IS MY PAINTING FINISHED?
5 Ways to Tackle Tricky Work-in-Progress Pieces
Sideways thinking… how to decide if a painting is finished.
There’s a peculiar moment in the painting process, when you find yourself staring at a canvas, asking: Is this done? Or is it just stuck? You’re not alone. Almost every artist runs into a piece that just… won’t cooperate. As I tell myself and my students don’t bin it because with a bit of sideways thinking this could be your best piece yet!
Sometimes it’s not that the painting is bad, it’s that something’s off and you can’t quite name it. When your work feels unresponsive or unresolved, here are five key ideas to help move it forward:
1. Step Away (Literally)
Distance gives clarity. Walk away for a few hours or even a few days if you can bear it. Better yet, hang it somewhere else in your space so you can catch glimpses without actively “working” on it. Fresh eyes reveal what fatigue hides.
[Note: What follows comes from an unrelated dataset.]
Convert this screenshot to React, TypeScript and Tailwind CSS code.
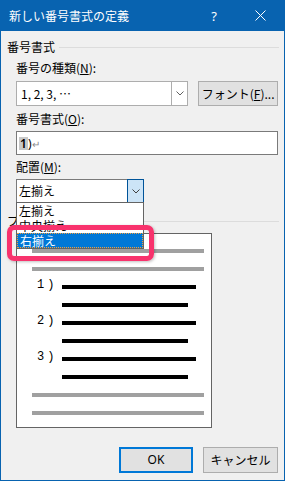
export default function App() {
  const grayLine = <div className="ml-[15px] w-[172px] h-[4px] bg-[#A0A0A0]" />;
  const blackRow = (num: string | null, long: boolean) => (
    <div className="flex items-center h-[4px] pl-[20px]">
      <span className="w-[25px] shrink-0 mb-[5px] text-[12px] leading-[14px] tracking-[3px] font-['Liberation_Mono','DejaVu_Sans_Mono',monospace]">
        {num ?? ""}
      </span>
      <div className={`${long ? "w-[134px]" : "w-[126px]"} h-[4px] bg-black`} />
    </div>
  );

  return (
    <div className="w-[285px] h-[481px] bg-[#0863B0] flex flex-col px-px pb-px font-['Noto_Sans_CJK_JP','Noto_Sans',sans-serif] text-[12px] text-black">
      {/* Title bar */}
      <div className="h-[31px] shrink-0 flex items-center text-white">
        <span className="ml-[8px] leading-[16px] text-[12px]">新しい番号書式の定義</span>
        <span className="ml-auto leading-[16px] font-['Noto_Sans',sans-serif] text-[13px]">?</span>
        <svg width="11" height="11" viewBox="0 0 11 11" className="ml-[38px] mr-[18px]">
          <path d="M0.5 0.5 L10.5 10.5 M10.5 0.5 L0.5 10.5" stroke="white" strokeWidth="1" />
        </svg>
      </div>

      {/* Body */}
      <div className="flex-1 bg-[#F0F0F0] flex flex-col relative">
        {/* group header 番号書式 */}
        <div className="mt-[8px] h-[16px] flex items-center pl-[6px] pr-[5px]">
          <span className="leading-[16px]">番号書式</span>
          <div className="flex-1 h-px bg-[#DCDCDC] ml-[4px]" />
        </div>

        <div className="mt-[5px] h-[16px] pl-[15px] leading-[16px]">
          番号の種類(<span className="underline">N</span>):
        </div>

        <div className="mt-[5px] h-[25px] flex pl-[15px] pr-[6px] gap-[10px]">
          <div className="w-[173px] h-[25px] bg-white border border-[#ADADAD] flex">
            <div className="flex-1 flex items-center pl-[4px] text-[12px]">
              1, 2, 3, …
            </div>
            <div className="w-[16px] border-l border-[#ADADAD] flex items-center justify-center">
              <svg width="8" height="5" viewBox="0 0 8 5">
                <path d="M0.5 0.5 L4 4 L7.5 0.5" stroke="#606060" strokeWidth="1" fill="none" />
              </svg>
            </div>
          </div>
          <div className="w-[80px] h-[25px] bg-[#E1E1E1] border border-[#ADADAD] flex items-center justify-center leading-[16px]">
            フォント(<span className="underline">F</span>)...
          </div>
        </div>

        <div className="mt-[5px] h-[16px] pl-[15px] leading-[16px]">
          番号書式(<span className="underline">O</span>):
        </div>

        <div className="mt-[4px] ml-[15px] mr-[6px] h-[24px] bg-white border border-[#7A7A7A] flex items-center pl-[2px]">
          <span className="bg-[#C8C8C8] px-px leading-[13px] font-semibold font-['Noto_Sans',sans-serif] text-[12px]">1</span>
          <span className="leading-[13px] font-['Noto_Sans',sans-serif] text-[12px]">)</span>
          <span className="leading-[13px] text-[10px] text-[#8A8A8A] ml-px">↵</span>
        </div>

        <div className="mt-[4px] h-[16px] pl-[15px] leading-[16px]">
          配置(<span className="underline">M</span>):
        </div>

        <div className="mt-[4px] ml-[15px] w-[128px] h-[24px] bg-white border border-[#7A7A7A] flex">
          <div className="flex-1 flex items-center pl-[2px] leading-[16px]">左揃え</div>
          <div className="w-[17px] -my-px -mr-px bg-[#CCE4F7] border border-[#005499] flex items-center justify-center">
            <svg width="8" height="5" viewBox="0 0 8 5">
              <path d="M0.5 0.5 L4 4 L7.5 0.5" stroke="#404040" strokeWidth="1" fill="none" />
            </svg>
          </div>
        </div>

        {/* preview group header */}
        <div className="mt-[10px] h-[16px] flex items-center pl-[6px] pr-[5px]">
          <span className="leading-[16px]">プレビュー</span>
          <div className="flex-1 h-px bg-[#DCDCDC] ml-[4px]" />
        </div>

        {/* preview box */}
        <div className="mt-[4px] ml-[15px] w-[196px] h-[195px] bg-white border border-[#646464] flex flex-col gap-[14px] pt-[15px]">
          {grayLine}
          {grayLine}
          {blackRow("1)", true)}
          {blackRow(null, false)}
          {blackRow("2)", true)}
          {blackRow(null, false)}
          {blackRow("3)", true)}
          {blackRow(null, false)}
          {grayLine}
          {grayLine}
        </div>

        {/* buttons */}
        <div className="mt-[19px] flex justify-end gap-[10px] pr-[6px]">
          <div className="w-[74px] h-[26px] bg-[#E1E1E1] border-2 border-[#0078D7] flex items-center justify-center font-['Noto_Sans',sans-serif] leading-[16px]">
            OK
          </div>
          <div className="w-[75px] h-[26px] bg-[#E1E1E1] border border-[#ADADAD] flex items-center justify-center leading-[16px]">
            キャンセル
          </div>
        </div>

        {/* dropdown list overlay */}
        <div className="absolute left-[15px] top-[171px] w-[128px] h-[47px] bg-white border border-[#646464] flex flex-col">
          <div className="h-[15px] pl-[2px] leading-[15px]">左揃え</div>
          <div className="h-[15px] pl-[2px] leading-[15px]">中央揃え</div>
          <div className="h-[15px] pl-[2px] leading-[14px] bg-[#0078D7] text-white border border-dotted border-[#F0A040]">
            右揃え
          </div>
        </div>

        {/* pink highlight ring */}
        <div className="absolute left-[6px] top-[194px] w-[147px] h-[36px] rounded-[7px] border-[5px] border-[#F8336D] shadow-[1px_1px_3px_rgba(0,0,0,0.25)]" />
      </div>
    </div>
  );
}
2. Flip It, Mirror It, or Photograph It
Changing perspective is powerful. Try turning the painting upside down, looking at it in a mirror, or viewing a photo of it on your phone. These tricks can spotlight awkward areas or imbalance that’s hard to see head-on.
3. Zoom In on One Area
Sometimes, it’s not the whole painting that’s the problem, it’s one section pulling focus. Examine each quadrant independently. Are the colours harmonious? Does the composition flow? Identify the discord without judging the whole.
4. Ask It a Question
Treat the painting like a collaborator. Ask: What are you trying to say? What’s missing? What am I avoiding? It sounds abstract, but art often reflects what we’re not consciously addressing.
5. Make a Bold Move
If it’s not working, you’ve got little to lose. Add an unexpected colour. Cover a section. Introduce texture. Bold moves can shake the piece out of limbo or confirm it was finished after all.